Clinical trial harnesses power of natural killer cells to treat neuroblastoma
New York City– Researchers have made rapid advances in understanding how to manipulate the immune system safely to destroy cancer cells. Adoptive transfer of haploidentical natural killer (NK) cells has shown promise as a treatment option to target and kill cancer cells in a less toxic way than conventional therapies. Now for the first time, scientists will combine NK cell therapy with an immunocytokine to target children with relapsed/refractory neuroblastoma including those with bulky tumors.
Solving Kids' Cancer, The Catherine Elizabeth Blair Memorial Foundation, and Wade's Army provided a $136,000 grant to support the novel immunotherapy clinical trial for childhood cancer. Researchers will use a humanized monoclonal antibody linked to IL2, known as hu14.18-IL2, which specifically targets neuroblastoma tumor cells and binds to them, while the IL2 activates NK cells. It is expected that the humanized monoclonal antibody may be more effective at activating the NK cells for killing the cancer cells. Using a novel technique, scientists will collect, expand, and infuse donor NK cells–originating from a parent–into children with neuroblastoma.

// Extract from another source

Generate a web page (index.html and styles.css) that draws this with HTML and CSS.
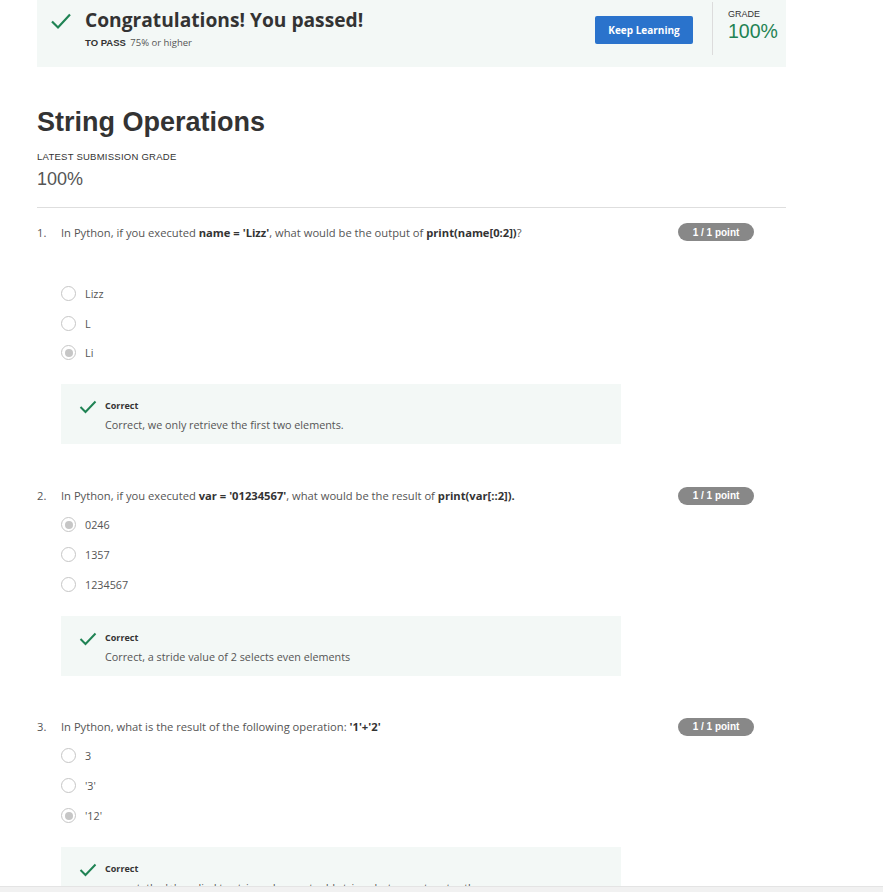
FILE: index.html
```html
<!DOCTYPE html>
<html>
<head>
<meta charset="utf-8">
<link rel="stylesheet" href="styles.css">
</head>
<body>
<div class="page">
  <div class="banner">
    <div class="banner-left">
      <svg class="banner-check" width="22" height="18" viewBox="0 0 22 18"><path d="M2 9.5 L8 15.5 L20 2.5" fill="none" stroke="#1f8354" stroke-width="2.2"/></svg>
      <div class="banner-text">
        <div class="banner-title">Congratulations! You passed!</div>
        <div class="banner-sub"><span class="topass">TO PASS</span> 75% or higher</div>
      </div>
    </div>
    <button class="keep">Keep Learning</button>
    <div class="divider"></div>
    <div class="grade">
      <div class="grade-label">GRADE</div>
      <div class="grade-value">100%</div>
    </div>
  </div>

  <h1 class="title">String Operations</h1>
  <div class="latest-label">LATEST SUBMISSION GRADE</div>
  <div class="latest-value">100%</div>
  <hr class="rule">

  <div class="question q1">
    <div class="q-head">
      <span class="q-num">1.</span>
      <span class="q-text">In Python, if you executed <b>name = 'Lizz'</b>, what would be the output of <b>print(name[0:2])</b>?</span>
      <span class="badge">1 / 1 point</span>
    </div>
    <div class="options first-gap">
      <div class="opt"><span class="radio"></span>Lizz</div>
      <div class="opt"><span class="radio"></span>L</div>
      <div class="opt"><span class="radio checked"></span>Li</div>
    </div>
    <div class="feedback">
      <svg class="fb-check" width="18" height="14" viewBox="0 0 18 14"><path d="M1.5 7 L6.5 12 L16.5 1.5" fill="none" stroke="#1f8354" stroke-width="2"/></svg>
      <div>
        <div class="fb-title">Correct</div>
        <div class="fb-text">Correct, we only retrieve the first two elements.</div>
      </div>
    </div>
  </div>

  <div class="question q2">
    <div class="q-head">
      <span class="q-num">2.</span>
      <span class="q-text">In Python, if you executed <b>var = '01234567'</b>, what would be the result of <b>print(var[::2]).</b></span>
      <span class="badge">1 / 1 point</span>
    </div>
    <div class="options">
      <div class="opt"><span class="radio checked"></span>0246</div>
      <div class="opt"><span class="radio"></span>1357</div>
      <div class="opt"><span class="radio"></span>1234567</div>
    </div>
    <div class="feedback">
      <svg class="fb-check" width="18" height="14" viewBox="0 0 18 14"><path d="M1.5 7 L6.5 12 L16.5 1.5" fill="none" stroke="#1f8354" stroke-width="2"/></svg>
      <div>
        <div class="fb-title">Correct</div>
        <div class="fb-text">Correct, a stride value of 2 selects even elements</div>
      </div>
    </div>
  </div>

  <div class="question q3">
    <div class="q-head">
      <span class="q-num">3.</span>
      <span class="q-text">In Python, what is the result of the following operation: <b>'1'+'2'</b></span>
      <span class="badge">1 / 1 point</span>
    </div>
    <div class="options">
      <div class="opt"><span class="radio"></span>3</div>
      <div class="opt"><span class="radio"></span>'3'</div>
      <div class="opt"><span class="radio checked"></span>'12'</div>
    </div>
    <div class="feedback">
      <svg class="fb-check" width="18" height="14" viewBox="0 0 18 14"><path d="M1.5 7 L6.5 12 L16.5 1.5" fill="none" stroke="#1f8354" stroke-width="2"/></svg>
      <div>
        <div class="fb-title">Correct</div>
        <div class="fb-text">correct, the '+' applied to strings does not add strings but concatenates them</div>
      </div>
    </div>
  </div>
</div>
<div class="hscroll"></div>
</body>
</html>
```

FILE: styles.css
```css
html, body {
  margin: 0;
  padding: 0;
  background: #fff;
}
body {
  font-family: "Open Sans", "Liberation Sans", sans-serif;
  color: #555;
  overflow: hidden;
  height: 892px;
}
.page {
  margin-left: 37px;
  width: 749px;
}
.banner {
  height: 67px;
  background: #f3f8f6;
  display: flex;
  align-items: flex-start;
}
.banner-left {
  flex: 1;
  display: flex;
  align-items: flex-start;
  padding-left: 13px;
  padding-top: 12px;
}
.banner-check {
  flex: none;
}
.banner-text {
  margin-left: 13px;
}
.banner-title {
  font-size: 19.2px;
  font-weight: 700;
  color: #333;
  line-height: 20px;
  margin-top: -2px;
}
.banner-sub {
  font-size: 9.5px;
  color: #555;
  margin-top: 7px;
  line-height: 12px;
}
.topass {
  font-family: "Liberation Sans", Arial, sans-serif;
  font-weight: 700;
  color: #333;
  margin-right: 2px;
}
.keep {
  margin-top: 16px;
  width: 98px;
  height: 28px;
  border: none;
  border-radius: 2px;
  background: #2a73cc;
  color: #fff;
  font-family: "Open Sans", sans-serif;
  font-weight: 700;
  font-size: 10px;
  padding: 0;
}
.divider {
  width: 1px;
  height: 53px;
  background: #dcdcdc;
  margin: 2px 15px 0 19px;
}
.grade {
  width: 58px;
  padding-top: 9px;
}
.grade-label {
  font-family: "Liberation Sans", Arial, sans-serif;
  font-size: 9px;
  color: #333;
  line-height: 11px;
}
.grade-value {
  font-family: "Liberation Sans", Arial, sans-serif;
  font-size: 19.5px;
  color: #1f8354;
  line-height: 22px;
}
.title {
  font-family: "Liberation Sans", Arial, sans-serif;
  font-size: 27px;
  font-weight: 700;
  color: #333;
  margin: 39px 0 0 0;
  line-height: 32px;
}
.latest-label {
  font-family: "Liberation Sans", Arial, sans-serif;
  font-size: 9.5px;
  letter-spacing: 0.25px;
  color: #333;
  margin-top: 13px;
  line-height: 11px;
}
.latest-value {
  font-family: "Liberation Sans", Arial, sans-serif;
  font-size: 18px;
  color: #555;
  margin-top: 6px;
  line-height: 22px;
}
.rule {
  border: none;
  border-top: 1px solid #dedede;
  margin: 17px 0 0 0;
}
.q-head {
  display: flex;
  align-items: center;
  height: 18px;
  font-size: 11.2px;
}
.q1 .q-head { margin-top: 15px; }
.q2 .q-head { margin-top: 43px; }
.q3 .q-head { margin-top: 42px; }
.q-num {
  width: 24px;
  flex: none;
}
.q-text {
  flex: 1;
}
.q-text b {
  color: #333;
}
.badge {
  flex: none;
  width: 76px;
  height: 18px;
  margin-right: 32px;
  border-radius: 9px;
  background: #888;
  color: #fff;
  font-family: "Liberation Sans", Arial, sans-serif;
  font-weight: 700;
  font-size: 10px;
  display: flex;
  align-items: center;
  justify-content: center;
}
.options {
  margin-left: 24px;
  margin-top: 5px;
}
.options.first-gap {
  margin-top: 38px;
}
.opt {
  display: flex;
  align-items: center;
  height: 29.5px;
  font-size: 10.8px;
  color: #555;
}
.q2 .opt, .q3 .opt {
  height: 30px;
}
.radio {
  width: 13px;
  height: 13px;
  border: 1.5px solid #c6c6c6;
  border-radius: 50%;
  margin-right: 9px;
  display: inline-flex;
  align-items: center;
  justify-content: center;
  box-sizing: content-box;
}
.radio.checked::after {
  content: "";
  width: 8px;
  height: 8px;
  border-radius: 50%;
  background: #c6c6c6;
}
.feedback {
  margin-left: 24px;
  margin-top: 16px;
  width: 560px;
  height: 60px;
  background: #f3f8f6;
  display: flex;
  align-items: flex-start;
  box-sizing: border-box;
  padding: 16px 0 0 18px;
}
.fb-check {
  flex: none;
  margin-right: 8px;
}
.fb-title {
  font-size: 9px;
  font-weight: 700;
  color: #333;
  line-height: 12px;
}
.fb-text {
  font-size: 10.8px;
  color: #555;
  margin-top: 6px;
  line-height: 14px;
}
.hscroll {
  position: fixed;
  left: 0;
  right: 0;
  bottom: 0;
  height: 5px;
  background: #f1f1f1;
  border-top: 1px solid #e4e4e4;
}
```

The phase I clinical trial is now open and currently recruiting children at the American Family Children's Hospital, part of University of Wisconsin's Carbone Cancer Center. The trial is led by Kenneth DeSantes, M.D., Division Head and Paul Sondel, M.D., Ph.D, Research Director of Pediatric Hematology, Oncology and Bone Marrow Transplant at the University of Wisconsin. "We believe this novel immunotherapy approach may potentially provide some benefit for children with relapsed or refractory neuroblastoma, whose prognosis has historically been extremely poor despite the use of aggressive chemotherapy regimens. The NK cells utilized in this trial have an enhanced ability to kill tumor targets. We anticipate that the administration of these activated NK cells, given in combination with an immunocytokine that specifically recognizes neuroblastoma, will result in significant anti-cancer activity," said Dr. DeSantes
"Previous research has already shown that adoptive transfer of haploidentical NK cells can be effective in reducing disease without the side effects of graft-versus-host disease," said Solving Kids' Cancer Executive Director Scott Kennedy. "We are very excited to support a trial addressing the need for treating children with immunotherapy in this cutting-edge clinical trial because they currently have very toxic treatment options."